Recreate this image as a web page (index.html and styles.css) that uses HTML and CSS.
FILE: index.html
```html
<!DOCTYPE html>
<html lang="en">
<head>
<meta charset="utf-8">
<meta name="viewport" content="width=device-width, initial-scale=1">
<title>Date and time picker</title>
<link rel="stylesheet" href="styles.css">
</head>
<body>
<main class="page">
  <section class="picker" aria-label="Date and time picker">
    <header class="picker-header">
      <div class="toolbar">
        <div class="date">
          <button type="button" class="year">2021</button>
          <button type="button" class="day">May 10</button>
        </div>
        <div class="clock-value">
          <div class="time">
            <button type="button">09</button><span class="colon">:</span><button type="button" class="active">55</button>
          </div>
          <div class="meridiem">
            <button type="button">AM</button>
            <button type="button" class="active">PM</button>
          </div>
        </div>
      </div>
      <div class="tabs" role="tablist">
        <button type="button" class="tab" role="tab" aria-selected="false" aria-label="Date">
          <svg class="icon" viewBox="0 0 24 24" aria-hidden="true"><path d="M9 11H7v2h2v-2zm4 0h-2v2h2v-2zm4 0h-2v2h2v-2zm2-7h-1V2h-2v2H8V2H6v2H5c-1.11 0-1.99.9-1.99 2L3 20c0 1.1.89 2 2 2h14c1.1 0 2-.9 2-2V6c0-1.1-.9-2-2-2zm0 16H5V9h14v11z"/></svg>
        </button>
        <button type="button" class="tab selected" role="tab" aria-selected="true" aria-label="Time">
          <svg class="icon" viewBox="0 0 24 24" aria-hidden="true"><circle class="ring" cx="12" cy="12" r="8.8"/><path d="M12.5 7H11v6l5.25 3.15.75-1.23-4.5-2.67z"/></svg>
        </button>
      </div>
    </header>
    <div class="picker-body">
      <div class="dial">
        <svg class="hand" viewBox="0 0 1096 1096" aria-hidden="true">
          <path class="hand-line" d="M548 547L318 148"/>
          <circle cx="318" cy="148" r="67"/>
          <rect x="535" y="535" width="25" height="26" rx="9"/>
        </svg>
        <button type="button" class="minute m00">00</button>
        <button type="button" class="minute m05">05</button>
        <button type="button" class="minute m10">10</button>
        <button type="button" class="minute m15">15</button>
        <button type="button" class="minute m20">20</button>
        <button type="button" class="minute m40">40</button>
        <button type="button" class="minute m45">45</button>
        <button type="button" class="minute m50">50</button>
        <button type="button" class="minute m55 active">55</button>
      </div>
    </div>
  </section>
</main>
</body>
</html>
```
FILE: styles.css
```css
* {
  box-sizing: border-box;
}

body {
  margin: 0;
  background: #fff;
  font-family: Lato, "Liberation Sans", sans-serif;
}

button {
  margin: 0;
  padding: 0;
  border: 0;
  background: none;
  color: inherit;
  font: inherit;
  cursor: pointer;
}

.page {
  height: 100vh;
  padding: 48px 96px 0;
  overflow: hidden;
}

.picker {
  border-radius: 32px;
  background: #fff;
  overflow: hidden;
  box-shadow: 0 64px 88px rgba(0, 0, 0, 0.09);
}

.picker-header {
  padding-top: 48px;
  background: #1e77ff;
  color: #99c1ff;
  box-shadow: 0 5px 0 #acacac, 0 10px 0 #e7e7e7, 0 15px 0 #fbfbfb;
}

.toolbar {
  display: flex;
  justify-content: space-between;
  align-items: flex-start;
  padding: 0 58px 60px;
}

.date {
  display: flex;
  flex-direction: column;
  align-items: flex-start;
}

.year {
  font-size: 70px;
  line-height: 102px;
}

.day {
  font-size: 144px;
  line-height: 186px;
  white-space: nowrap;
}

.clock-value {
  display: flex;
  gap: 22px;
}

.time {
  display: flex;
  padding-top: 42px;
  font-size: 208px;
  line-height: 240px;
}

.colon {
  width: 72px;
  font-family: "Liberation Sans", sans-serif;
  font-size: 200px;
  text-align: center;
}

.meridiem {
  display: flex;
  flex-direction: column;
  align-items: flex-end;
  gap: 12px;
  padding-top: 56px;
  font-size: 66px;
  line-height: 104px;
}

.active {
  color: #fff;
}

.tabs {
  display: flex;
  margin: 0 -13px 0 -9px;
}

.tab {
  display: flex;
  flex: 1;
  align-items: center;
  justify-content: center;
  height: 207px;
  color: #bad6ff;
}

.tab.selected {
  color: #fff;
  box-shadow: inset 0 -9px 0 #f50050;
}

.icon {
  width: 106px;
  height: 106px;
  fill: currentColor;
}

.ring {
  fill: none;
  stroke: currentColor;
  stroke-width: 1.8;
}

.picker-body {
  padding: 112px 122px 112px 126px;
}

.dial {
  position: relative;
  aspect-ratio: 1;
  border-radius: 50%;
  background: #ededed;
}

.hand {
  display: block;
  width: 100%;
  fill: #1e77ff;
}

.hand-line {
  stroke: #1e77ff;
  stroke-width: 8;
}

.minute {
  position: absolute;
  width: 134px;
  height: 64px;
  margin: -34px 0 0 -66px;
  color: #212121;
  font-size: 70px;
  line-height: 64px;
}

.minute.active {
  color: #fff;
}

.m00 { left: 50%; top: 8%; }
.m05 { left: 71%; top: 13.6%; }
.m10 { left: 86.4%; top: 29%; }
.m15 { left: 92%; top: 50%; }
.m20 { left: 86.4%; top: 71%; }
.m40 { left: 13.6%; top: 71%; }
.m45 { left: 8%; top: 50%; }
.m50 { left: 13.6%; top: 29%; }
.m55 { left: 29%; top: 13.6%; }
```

::::::::

Stated task:
List all lines in the material containing the string "styles".

Task result:
Recreate this image as a web page (index.html and styles.css) that uses HTML and CSS.
<link rel="stylesheet" href="styles.css">
FILE: styles.css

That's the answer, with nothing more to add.